Plantings generally take place in spring or in the fall when necessary. All street trees depend on the help of residents for weeding and watering. For new street trees, weekly watering and weeding is critical for their survival.
How to Care for Street Trees
Please be cautious when trimming around trees. Weed Whackers are the most common cause of death for Street Trees. As people trim grass around the base of the trunk, the nylon lines are often cutting completely through the bark of the tree. The tree bark carries food and water up the tree. Without bark, the tree will die. As noted, city trees depend greatly on residents for weeding. This is especially true with newly planted trees. Place a hose running at a slow trickle until the ground is well-soaked. "Tree bags" can also work well.

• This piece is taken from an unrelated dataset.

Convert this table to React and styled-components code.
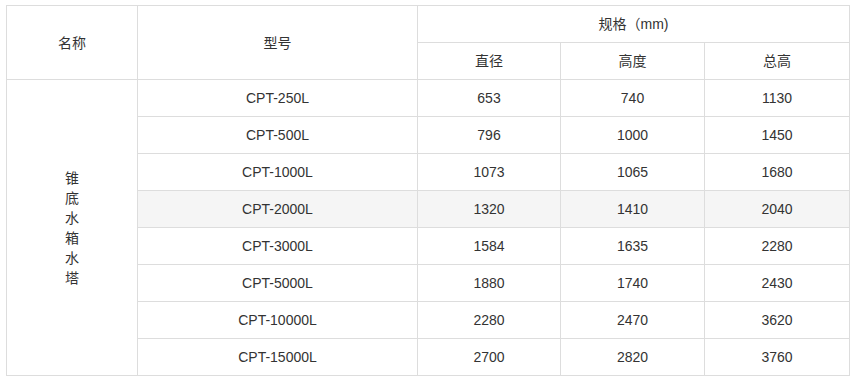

Bylaws Related to Trees and Shrubs
The City Arborist oversees the maintenance of trees and shrubs located on public sidewalks and streets, and enforces the maintenance of trees and shrubs on private property in order to ensure our community remains beautiful.
Trees on Public Property
Under our Tree Protection bylaw, the maintenance of trees on public property is the sole responsibility of the City Arborist. Our bylaw states that: -Cutting, removing, or pruning of the City of Madison Trees is prohibited until City permission is granted.
- Citizens cannot penetrate the bark or attach any object or sign to trees on City land.
- Citizens cannot spray City trees with any substance except water.
- Citizens cannot attach electrical cords or objects to City trees.